Super Cereal!
I got way too caught up with writing a new serialiser over the last couple of days. Actually I finished off another one I had so I ended up with two.
There are two cases i'm interested in. One is tight coupling where simplicity and performance outweights extensibility; basically for IPC. The other is where extensibility and size are the main considerations; for object serialisation / data storage.
So I have an XDR-like implementation for the former. The layout of items is the same as XDR (sans mistakes) but it uses native ordering of elements, so i dubbed it XDRN for xdr-native.
For the latter i have -yes- yet another tagged format. Each field is tagged and each object is also a tagged container. The header is at least 2 bytes - a control byte and a tag byte. I can't be bothered typing out all the details - here is whatI have in the source code at the moment.
This is a streamable self-describing byte-oriented binary format. It is a general purpose format and supports a super-set of the ez_blob descriptor. It supports primitive and struct types and sequences thereof and there is room for extension. Each item beings with a descriptor byte, then followed by a tag id, a possible count, and the payload. xxxxttcc control byte xxxx type code 0 uint8 unsigned int, value zero-extended 1 uint16 2 uint32 3 uint64 - reserved 5 float16 6 float32 7 float64 - reserved f struct note that for int/float types, (code&3) == log2 of element size in bytes tt log2 of tag size in bytes 0 1 byte 1 2 byte 2 4 byte 3 reserved, no tag? cc log2 of count size in bytes, used to indicate sequence length or non-sequence. 0 1 byte 1 2 byte 2 4 byte 3 none, single item follows ff is struct-end code A header is a control byte followed by an optional 1/2/4 byte-length tag, followed by an optional 1/2/4 byte-length count.

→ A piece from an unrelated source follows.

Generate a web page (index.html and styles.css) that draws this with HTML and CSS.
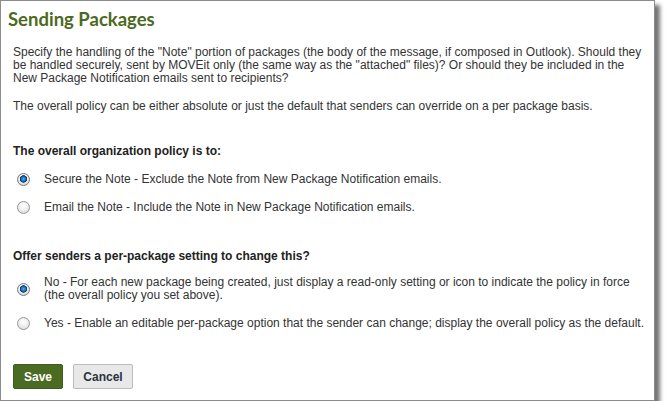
FILE: index.html
```html
<!DOCTYPE html>
<html>
<head>
<meta charset="utf-8">
<link rel="stylesheet" href="styles.css">
</head>
<body>
<div class="panel">
  <h1 class="title">Sending Packages</h1>
  <div class="content">
    <p class="intro">Specify the handling of the "Note" portion of packages (the body of the message, if composed in Outlook). Should they be handled securely, sent by MOVEit only (the same way as the "attached" files)? Or should they be included in the New Package Notification emails sent to recipients?</p>
    <p class="intro second">The overall policy can be either absolute or just the default that senders can override on a per package basis.</p>

    <h2 class="section first">The overall organization policy is to:</h2>
    <div class="options">
      <label class="option"><input type="radio" name="policy" class="radio" checked><span>Secure the Note - Exclude the Note from New Package Notification emails.</span></label>
      <label class="option"><input type="radio" name="policy" class="radio"><span>Email the Note - Include the Note in New Package Notification emails.</span></label>
    </div>

    <h2 class="section later">Offer senders a per-package setting to change this?</h2>
    <div class="options tight">
      <label class="option"><input type="radio" name="override" class="radio" checked><span>No - For each new package being created, just display a read-only setting or icon to indicate the policy in force (the overall policy you set above).</span></label>
      <label class="option"><input type="radio" name="override" class="radio"><span>Yes - Enable an editable per-package option that the sender can change; display the overall policy as the default.</span></label>
    </div>

    <div class="actions">
      <button class="btn btn-save">Save</button>
      <button class="btn btn-cancel">Cancel</button>
    </div>
  </div>
</div>
</body>
</html>
```

FILE: styles.css
```css
html, body {
  margin: 0;
  padding: 0;
  background: #ffffff;
}

body {
  font-family: "Liberation Sans", Arial, sans-serif;
  font-size: 12px;
  color: #333333;
}

.panel {
  width: 653px;
  height: 399px;
  border: 1px solid #8c8c8c;
  background: #ffffff;
  box-shadow: 5px 5px 4px rgba(0, 0, 0, 0.55);
  display: flex;
  flex-direction: column;
}

.title {
  margin: 0;
  padding: 7px 0 0 7px;
  font-family: Lato, "Open Sans", sans-serif;
  font-size: 18.5px;
  font-weight: bold;
  line-height: 22px;
  color: #4c6a1e;
}

.content {
  padding: 16px 4px 0 12px;
  display: flex;
  flex-direction: column;
}

.intro {
  margin: 0;
  line-height: 13px;
}

.intro.second {
  margin-top: 15px;
}

.section {
  margin: 0;
  font-size: 12px;
  font-weight: bold;
  line-height: 13px;
  color: #222222;
}

.section.first {
  margin-top: 32px;
}

.section.later {
  margin-top: 36px;
}

.options {
  display: flex;
  flex-direction: column;
  gap: 15px;
  margin-top: 15px;
}

.options.tight {
  margin-top: 13px;
}

.option {
  display: flex;
  align-items: center;
  gap: 14px;
  padding-left: 4px;
  line-height: 13px;
}

.radio {
  appearance: none;
  -webkit-appearance: none;
  flex: none;
  width: 13px;
  height: 13px;
  margin: 0;
  border-radius: 50%;
  border: 1px solid #959595;
  background: radial-gradient(circle at 50% 35%, #ffffff 0%, #f0f0f0 45%, #d2d2d2 100%);
  box-sizing: border-box;
}

.radio:checked {
  border-color: #7a7a7a;
  background:
    radial-gradient(circle at 50% 45%, #58b0f0 0px, #1d6cb8 2.2px, #0c3a6c 3.4px, transparent 4px),
    radial-gradient(circle at 50% 35%, #ffffff 0%, #eeeeee 45%, #cfcfcf 100%);
}

.actions {
  display: flex;
  gap: 10px;
  margin-top: 34px;
}

.btn {
  height: 25px;
  font-family: "Liberation Sans", Arial, sans-serif;
  font-size: 12px;
  font-weight: bold;
  border-radius: 2px;
  padding: 0;
}

.btn-save {
  width: 50px;
  background: #4b6b22;
  border: 1px solid #3f5c1b;
  color: #ffffff;
}

.btn-cancel {
  width: 60px;
  background: #e8e8e8;
  border: 1px solid #bcbcbc;
  color: #2a3340;
}
```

A structure payload is a list of tagged fields until a struct-end code. A structure sequence is a list of count struct-encoded blocks. Integers can be stored in the smallest number of bytes, i.e. with all leading $00 bytes removed.
So basically each field has a type, a tag, and a count. Scalar values are with a special count code so don't require a count value. It also differentiates between scalars and single-item sequences. Sequences all have a count and no end sentinal.
It's versatile enough to hold most likely structures but isn't universal. String encoding is application layer. No 128+bit primitives (but there is room to add them). No map type, but there is room to add it (it could just application layer). Probably the only significant one is a 32-bit limit on sequence (array) lengths (for some level of significant!). There are only 96+1 valid codes defined now so there is room in a single control byte for some but not all of these but it's not likely to be as tidy.
One example: tt+cc only defines 12 codes, one could swap tt,cc when tt=11 and thus use all codes and support 1/2/4/8 byte counts with 1/2/4 byte tags.
ttcc 00cc tag size 1, count size 1/2/4/8 01cc tag size 2, count size 1/2/4/8 10cc tag size 4, count size 1/2/4/8 11tt count size 0, tag size 1/2/4 1111 spare (primtive) / sentinal (struct)
Ok, maybe that would work, and it's not really any more complex in the code. It could use a lookup table but shifts would probably be faster. And this still leaves room for 8 more data types.
I went through a few similar iterations to get to this point. It has a couple of noteworthy features.
- write streamable
It doesn't need to calculate information it doesn't know in advance. For example the size of an encoded object. This was a mess in my initial attempts and sometimes required multiple recursive passes.
- self describing / read streamable
To be robust to data format changes it needs to be able to skip over data it doesn't understand. The tag defines the field so can be used to identify known ones. The data type and length fields combine together to define the number of bytes to skip for unknown fields. An unitendified sequence of structs must be skipped one at a time, but they provide enough information to do so.
- compact
Well, relatively compact for the features it provides.
Tags and integers only use the significant bytes. The minimum overhead for scalar values is 2 bytes per field for control+8 bit tag, which will cover almost everything. The minimum overhead for sequences if 3 bytes (control, tag, count), and for structures is also 3 bytes (control, tag, sentinal).
Fields all have default values and such values are simply not encoded into the byte stream.
I dunno I feel it's a bit over-engineered, but I couldn't see a way to simplify it as I really need that tag. It takes about 2x the amount of code to implement vs the xdrn implementation although a lot of that is mapping to the ez_blob descriptor tables. As it is a self-describing format it may be useful to have a map or stream based api too, and an implementation of either would be straightforward.
Internally both use a common robust i/o mechanism which is simple and reliable. This helps protect against common coding errors like buffer under/overruns. I may expose this as an api in itself.
I'm pretty useless at writing tests (can't be good at everything!) but I have tried to write a more comprehensive set of tests here. Particularly if i'm dumping information into a database I don't want it breaking.
I could've used an existing design, but well, where's the fun in that?